Body counters adopt diverse approaches. Some painstakingly stitch together information gathered from mass graves, cemeteries, morgues and emergency rooms. Some visit bombed-out cities to record the testimonies of survivors, armed with little more than pen and paper. Others collate data from newspapers, human rights organisations, social media and even satellites.
Some social scientists are adamant that only verified cases of killings should be included. Advocacy groups such as Every Casualty and the Iraq Body Count (IBC) try to restrict their counts to incidents where there is evidence of a corpse and the circumstances of the individual’s death. Ideally each victim should have a name. And because they limit their counts to precisely documented cases of violent deaths, they are often criticised for under-counting the scale of lethal violence.
Most public health specialists rely on population surveys to extrapolate the number of people dying from war. Organisations such as the Center for Research on the Epidemiology of Disasters randomly sample populations to estimate so-called “excess deaths” – the extent of mortality above the pre-war baseline. Surveyors use what’s called a verbal autopsy to interview surviving family members to determine who died and how. Since they depend on estimation techniques and count all deaths, not just deaths from violence, they are often accused of overestimating death tolls.
While sharing common cause, social scientists and public health specialists often generate wildly divergent body counts. Take the case of Iraq in the wake of the 2003 US-led invasion, where estimates of the civilian death toll range from the tens of thousands to more than one million. A group of public health specialists published two widely circulated peer-reviewed studies on the Iraqi mortality rate, in 2004 and 2006. Based on survey-generated data, the first estimated 98,000 excess deaths while the second, more controversially, predicted closer to 650,000 deaths, or 2.5% of the entire Iraqi population.
Meanwhile, the IBC issued much more conservative figures of just under 24,000 violent Iraqi deaths between 2003-2004 and slightly over 66,000 from 2003-2006. IBC proponents challenged the veracity of the public health estimates, noting that if they were accurate, “[then] half a million death certificates were received by families which were never officially recorded as having been issued”. While both sets of figures are horrific, the surveyors’ findings sent shockwaves around the world. Former president George W Bush dismissed the studies, claiming the civilian death count was closer to 30,000.
Some researchers are charting out a middle way to more accurately count civilian deaths. Patrick Ball is a pioneer of what’s called multiple systems estimation. His team statistically combines death records, testimonial evidence, human rights reports and population survey data to establish overall mortality counts. His research has found its way into war crimes trials in Guatemala, Sierra Leone and the former Yugoslavia. Many believe that he has come as close to the gold standard as is currently possible.
The quantification of violent death is far more than an academic exercise. Robust death counts have helped convict war criminals and support truth commissions in societies ripped apart by mayhem and violence. As estimates supported by aid and activists groups in the Democratic Republic of Congo (DRC) and Sudan have demonstrated, high death counts helped unlock billions in financial assistance and the deployment of tens of thousands of UN blue helmets.

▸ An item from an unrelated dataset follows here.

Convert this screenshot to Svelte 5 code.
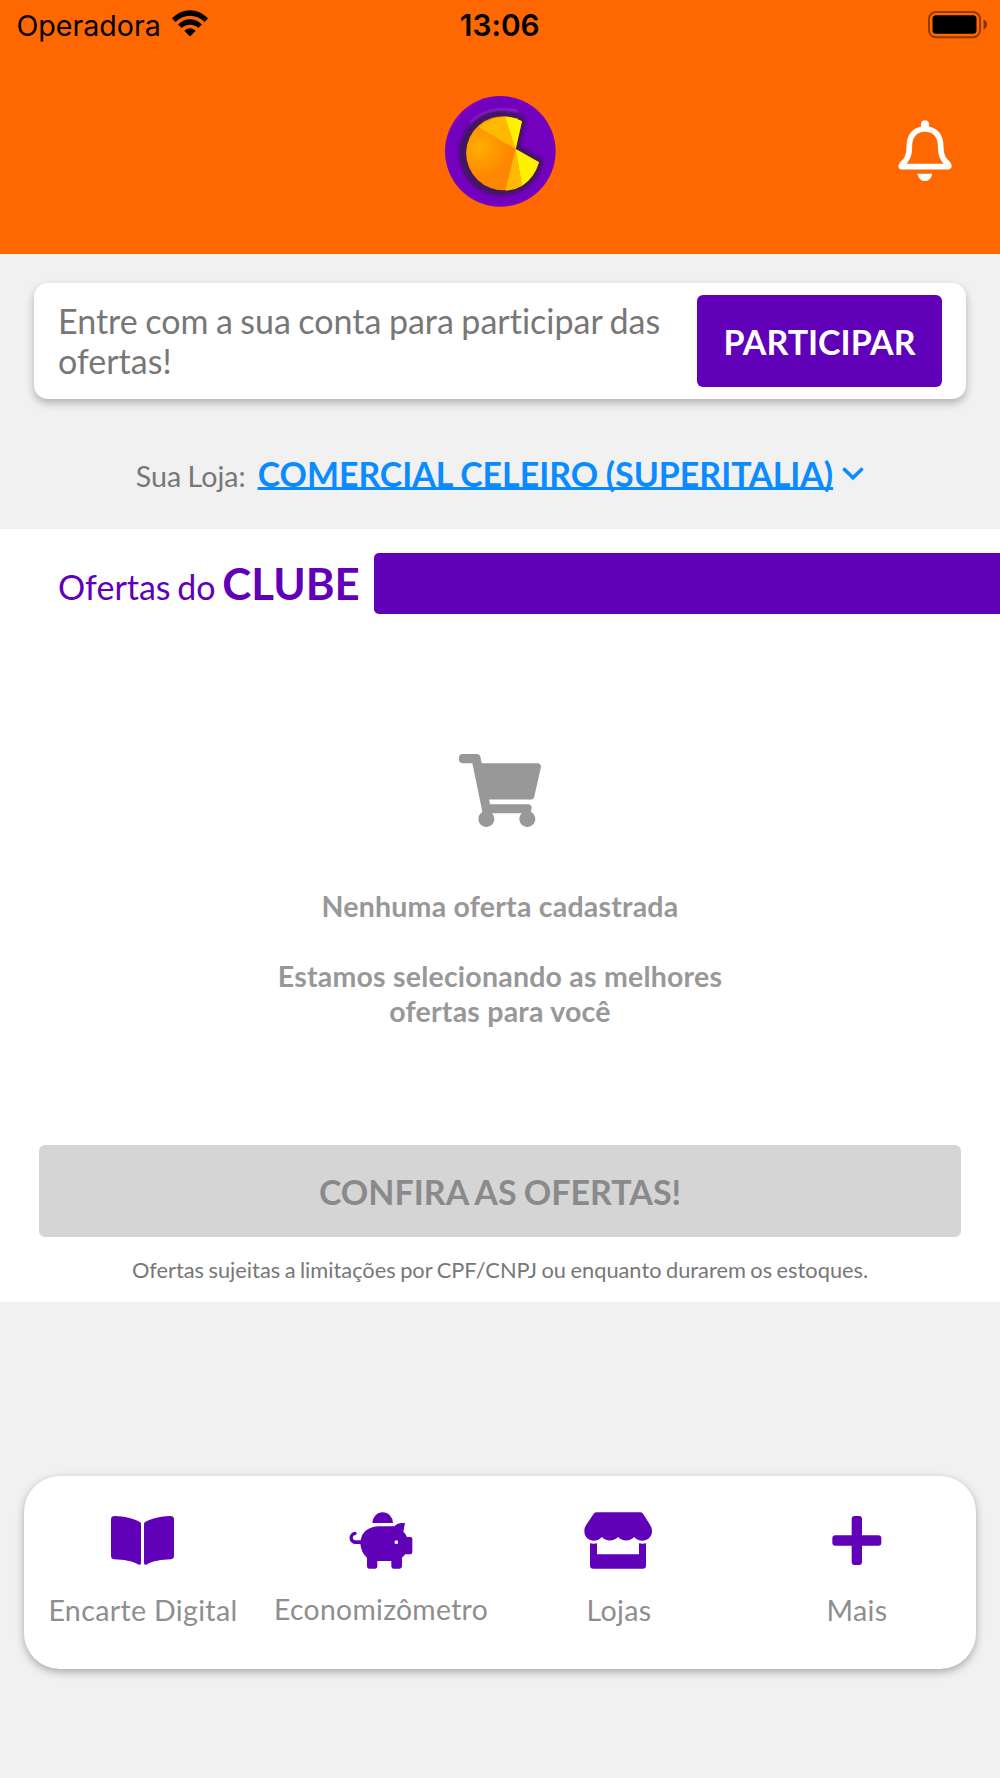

In the case of DRC, the International Rescue Committee (IRC) commissioned a series of mortality surveys between 2000 and 2007. Enumerators were told to document all deaths, not just those due to bullets or machetes. Their findings were a bombshell. The researchers initially claimed that 5.4 million Congolese died as a result of the armed conflict from 1998 to 2006. Critics subsequently suggested that the figure should be revised downwards to around 2.8 million deaths, with roughly 10% attributed to violence.
The IRC studies pushed donors into scaling up funding to the region by 500%. They also helped justify the deployment of the largest UN peacekeeping force ever assembled. Soon after, the DRC surveys themselves came in for criticism. Andrew Mack, at the Denver-based One Earth Future, determined the death toll to be closer to 900,000, far lower than the original estimate.
The truth matters. Yet governments often hide and downplay deaths. As a former US General Tommy Franks memorably stated when questioned about high casualty rates during the Afghanistan campaign: “We don’t do body counts.” But the discounting of death is hardly in any society’s long-term interest. People need to know what happened in order to survive and cope with dramatic events, including a massive loss of life.